Your instructions =>
Below is a listing; copy all of it exactly.

Available data =>
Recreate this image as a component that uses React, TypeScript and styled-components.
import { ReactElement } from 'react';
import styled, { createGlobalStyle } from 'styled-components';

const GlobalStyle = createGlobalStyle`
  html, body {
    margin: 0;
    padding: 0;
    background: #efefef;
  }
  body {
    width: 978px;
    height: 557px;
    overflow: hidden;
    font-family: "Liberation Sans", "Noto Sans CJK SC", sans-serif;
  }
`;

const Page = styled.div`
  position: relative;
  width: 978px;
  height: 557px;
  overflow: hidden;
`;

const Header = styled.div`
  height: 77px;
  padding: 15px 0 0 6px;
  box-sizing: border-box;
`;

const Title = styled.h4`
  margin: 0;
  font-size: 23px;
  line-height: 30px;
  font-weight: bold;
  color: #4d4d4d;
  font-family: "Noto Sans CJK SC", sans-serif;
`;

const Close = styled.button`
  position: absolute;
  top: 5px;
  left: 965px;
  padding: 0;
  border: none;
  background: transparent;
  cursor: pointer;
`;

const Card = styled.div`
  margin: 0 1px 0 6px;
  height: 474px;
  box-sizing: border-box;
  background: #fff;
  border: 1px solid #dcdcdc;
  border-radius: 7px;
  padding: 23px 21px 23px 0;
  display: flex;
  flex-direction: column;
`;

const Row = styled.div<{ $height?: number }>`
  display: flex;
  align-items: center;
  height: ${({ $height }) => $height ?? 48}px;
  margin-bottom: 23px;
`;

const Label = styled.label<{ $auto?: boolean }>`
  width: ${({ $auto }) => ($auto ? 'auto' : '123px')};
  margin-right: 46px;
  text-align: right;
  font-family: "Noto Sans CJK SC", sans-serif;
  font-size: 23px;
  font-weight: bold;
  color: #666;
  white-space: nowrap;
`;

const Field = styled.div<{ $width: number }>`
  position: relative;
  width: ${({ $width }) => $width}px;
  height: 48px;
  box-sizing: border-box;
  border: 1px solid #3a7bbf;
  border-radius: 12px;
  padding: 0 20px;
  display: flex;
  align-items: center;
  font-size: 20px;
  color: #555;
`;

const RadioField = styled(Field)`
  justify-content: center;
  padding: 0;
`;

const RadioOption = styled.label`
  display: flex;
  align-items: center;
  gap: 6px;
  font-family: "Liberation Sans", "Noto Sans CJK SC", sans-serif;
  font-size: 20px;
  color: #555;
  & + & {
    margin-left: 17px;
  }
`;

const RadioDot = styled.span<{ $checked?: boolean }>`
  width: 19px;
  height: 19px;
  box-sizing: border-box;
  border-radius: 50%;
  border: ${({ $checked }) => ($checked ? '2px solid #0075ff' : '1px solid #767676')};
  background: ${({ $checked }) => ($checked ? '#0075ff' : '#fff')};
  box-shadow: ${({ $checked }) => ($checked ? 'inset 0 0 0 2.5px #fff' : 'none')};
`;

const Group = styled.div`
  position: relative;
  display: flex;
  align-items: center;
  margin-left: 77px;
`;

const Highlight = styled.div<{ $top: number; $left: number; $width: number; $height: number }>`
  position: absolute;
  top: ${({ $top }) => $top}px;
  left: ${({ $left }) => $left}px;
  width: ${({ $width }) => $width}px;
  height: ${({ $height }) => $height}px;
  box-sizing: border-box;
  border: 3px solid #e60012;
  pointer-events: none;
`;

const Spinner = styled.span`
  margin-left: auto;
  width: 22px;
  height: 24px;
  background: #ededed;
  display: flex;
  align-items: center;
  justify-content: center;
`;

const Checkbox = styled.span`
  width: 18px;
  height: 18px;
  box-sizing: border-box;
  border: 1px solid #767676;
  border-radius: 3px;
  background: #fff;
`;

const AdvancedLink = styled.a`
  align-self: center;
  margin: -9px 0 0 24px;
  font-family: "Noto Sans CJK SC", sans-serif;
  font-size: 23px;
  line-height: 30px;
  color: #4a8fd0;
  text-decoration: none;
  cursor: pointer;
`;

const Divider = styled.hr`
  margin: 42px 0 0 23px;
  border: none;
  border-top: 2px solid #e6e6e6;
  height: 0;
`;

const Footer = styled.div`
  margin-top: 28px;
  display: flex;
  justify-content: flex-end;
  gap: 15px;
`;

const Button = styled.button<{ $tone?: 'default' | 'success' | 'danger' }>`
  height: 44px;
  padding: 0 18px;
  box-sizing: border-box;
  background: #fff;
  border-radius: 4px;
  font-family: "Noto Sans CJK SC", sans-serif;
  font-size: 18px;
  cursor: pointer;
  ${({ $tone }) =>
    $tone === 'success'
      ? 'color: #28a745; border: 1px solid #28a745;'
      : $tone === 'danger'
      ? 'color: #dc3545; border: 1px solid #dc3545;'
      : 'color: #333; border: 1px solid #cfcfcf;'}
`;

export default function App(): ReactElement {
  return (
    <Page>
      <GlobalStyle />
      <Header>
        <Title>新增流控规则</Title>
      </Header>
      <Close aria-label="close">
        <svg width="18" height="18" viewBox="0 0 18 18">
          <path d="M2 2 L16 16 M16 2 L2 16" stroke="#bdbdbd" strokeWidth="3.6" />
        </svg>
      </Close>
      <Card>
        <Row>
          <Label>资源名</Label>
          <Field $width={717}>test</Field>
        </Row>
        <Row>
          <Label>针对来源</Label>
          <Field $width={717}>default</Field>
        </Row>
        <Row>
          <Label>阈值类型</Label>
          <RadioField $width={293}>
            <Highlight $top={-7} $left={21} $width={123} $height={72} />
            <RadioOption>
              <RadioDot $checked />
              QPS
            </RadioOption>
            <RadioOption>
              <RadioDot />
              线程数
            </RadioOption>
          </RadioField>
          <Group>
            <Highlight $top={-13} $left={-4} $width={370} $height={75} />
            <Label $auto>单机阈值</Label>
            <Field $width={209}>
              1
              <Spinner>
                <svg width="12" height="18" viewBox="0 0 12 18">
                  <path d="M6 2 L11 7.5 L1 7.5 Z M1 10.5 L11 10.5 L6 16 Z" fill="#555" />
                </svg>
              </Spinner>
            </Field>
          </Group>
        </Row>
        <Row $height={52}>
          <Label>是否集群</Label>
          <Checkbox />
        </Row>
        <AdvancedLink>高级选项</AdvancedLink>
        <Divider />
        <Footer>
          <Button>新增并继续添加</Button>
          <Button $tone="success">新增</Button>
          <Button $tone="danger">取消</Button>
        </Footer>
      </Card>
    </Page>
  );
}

Exercise solution =>
Recreate this image as a component that uses React, TypeScript and styled-components.
import { ReactElement } from 'react';
import styled, { createGlobalStyle } from 'styled-components';

const GlobalStyle = createGlobalStyle`
  html, body {
    margin: 0;
    padding: 0;
    background: #efefef;
  }
  body {
    width: 978px;
    height: 557px;
    overflow: hidden;
    font-family: "Liberation Sans", "Noto Sans CJK SC", sans-serif;
  }
`;

const Page = styled.div`
  position: relative;
  width: 978px;
  height: 557px;
  overflow: hidden;
`;

const Header = styled.div`
  height: 77px;
  padding: 15px 0 0 6px;
  box-sizing: border-box;
`;

const Title = styled.h4`
  margin: 0;
  font-size: 23px;
  line-height: 30px;
  font-weight: bold;
  color: #4d4d4d;
  font-family: "Noto Sans CJK SC", sans-serif;
`;

const Close = styled.button`
  position: absolute;
  top: 5px;
  left: 965px;
  padding: 0;
  border: none;
  background: transparent;
  cursor: pointer;
`;

const Card = styled.div`
  margin: 0 1px 0 6px;
  height: 474px;
  box-sizing: border-box;
  background: #fff;
  border: 1px solid #dcdcdc;
  border-radius: 7px;
  padding: 23px 21px 23px 0;
  display: flex;
  flex-direction: column;
`;

const Row = styled.div<{ $height?: number }>`
  display: flex;
  align-items: center;
  height: ${({ $height }) => $height ?? 48}px;
  margin-bottom: 23px;
`;

const Label = styled.label<{ $auto?: boolean }>`
  width: ${({ $auto }) => ($auto ? 'auto' : '123px')};
  margin-right: 46px;
  text-align: right;
  font-family: "Noto Sans CJK SC", sans-serif;
  font-size: 23px;
  font-weight: bold;
  color: #666;
  white-space: nowrap;
`;

const Field = styled.div<{ $width: number }>`
  position: relative;
  width: ${({ $width }) => $width}px;
  height: 48px;
  box-sizing: border-box;
  border: 1px solid #3a7bbf;
  border-radius: 12px;
  padding: 0 20px;
  display: flex;
  align-items: center;
  font-size: 20px;
  color: #555;
`;

const RadioField = styled(Field)`
  justify-content: center;
  padding: 0;
`;

const RadioOption = styled.label`
  display: flex;
  align-items: center;
  gap: 6px;
  font-family: "Liberation Sans", "Noto Sans CJK SC", sans-serif;
  font-size: 20px;
  color: #555;
  & + & {
    margin-left: 17px;
  }
`;

const RadioDot = styled.span<{ $checked?: boolean }>`
  width: 19px;
  height: 19px;
  box-sizing: border-box;
  border-radius: 50%;
  border: ${({ $checked }) => ($checked ? '2px solid #0075ff' : '1px solid #767676')};
  background: ${({ $checked }) => ($checked ? '#0075ff' : '#fff')};
  box-shadow: ${({ $checked }) => ($checked ? 'inset 0 0 0 2.5px #fff' : 'none')};
`;

const Group = styled.div`
  position: relative;
  display: flex;
  align-items: center;
  margin-left: 77px;
`;

const Highlight = styled.div<{ $top: number; $left: number; $width: number; $height: number }>`
  position: absolute;
  top: ${({ $top }) => $top}px;
  left: ${({ $left }) => $left}px;
  width: ${({ $width }) => $width}px;
  height: ${({ $height }) => $height}px;
  box-sizing: border-box;
  border: 3px solid #e60012;
  pointer-events: none;
`;

const Spinner = styled.span`
  margin-left: auto;
  width: 22px;
  height: 24px;
  background: #ededed;
  display: flex;
  align-items: center;
  justify-content: center;
`;

const Checkbox = styled.span`
  width: 18px;
  height: 18px;
  box-sizing: border-box;
  border: 1px solid #767676;
  border-radius: 3px;
  background: #fff;
`;

const AdvancedLink = styled.a`
  align-self: center;
  margin: -9px 0 0 24px;
  font-family: "Noto Sans CJK SC", sans-serif;
  font-size: 23px;
  line-height: 30px;
  color: #4a8fd0;
  text-decoration: none;
  cursor: pointer;
`;

const Divider = styled.hr`
  margin: 42px 0 0 23px;
  border: none;
  border-top: 2px solid #e6e6e6;
  height: 0;
`;

const Footer = styled.div`
  margin-top: 28px;
  display: flex;
  justify-content: flex-end;
  gap: 15px;
`;

const Button = styled.button<{ $tone?: 'default' | 'success' | 'danger' }>`
  height: 44px;
  padding: 0 18px;
  box-sizing: border-box;
  background: #fff;
  border-radius: 4px;
  font-family: "Noto Sans CJK SC", sans-serif;
  font-size: 18px;
  cursor: pointer;
  ${({ $tone }) =>
    $tone === 'success'
      ? 'color: #28a745; border: 1px solid #28a745;'
      : $tone === 'danger'
      ? 'color: #dc3545; border: 1px solid #dc3545;'
      : 'color: #333; border: 1px solid #cfcfcf;'}
`;

export default function App(): ReactElement {
  return (
    <Page>
      <GlobalStyle />
      <Header>
        <Title>新增流控规则</Title>
      </Header>
      <Close aria-label="close">
        <svg width="18" height="18" viewBox="0 0 18 18">
          <path d="M2 2 L16 16 M16 2 L2 16" stroke="#bdbdbd" strokeWidth="3.6" />
        </svg>
      </Close>
      <Card>
        <Row>
          <Label>资源名</Label>
          <Field $width={717}>test</Field>
        </Row>
        <Row>
          <Label>针对来源</Label>
          <Field $width={717}>default</Field>
        </Row>
        <Row>
          <Label>阈值类型</Label>
          <RadioField $width={293}>
            <Highlight $top={-7} $left={21} $width={123} $height={72} />
            <RadioOption>
              <RadioDot $checked />
              QPS
            </RadioOption>
            <RadioOption>
              <RadioDot />
              线程数
            </RadioOption>
          </RadioField>
          <Group>
            <Highlight $top={-13} $left={-4} $width={370} $height={75} />
            <Label $auto>单机阈值</Label>
            <Field $width={209}>
              1
              <Spinner>
                <svg width="12" height="18" viewBox="0 0 12 18">
                  <path d="M6 2 L11 7.5 L1 7.5 Z M1 10.5 L11 10.5 L6 16 Z" fill="#555" />
                </svg>
              </Spinner>
            </Field>
          </Group>
        </Row>
        <Row $height={52}>
          <Label>是否集群</Label>
          <Checkbox />
        </Row>
        <AdvancedLink>高级选项</AdvancedLink>
        <Divider />
        <Footer>
          <Button>新增并继续添加</Button>
          <Button $tone="success">新增</Button>
          <Button $tone="danger">取消</Button>
        </Footer>
      </Card>
    </Page>
  );
}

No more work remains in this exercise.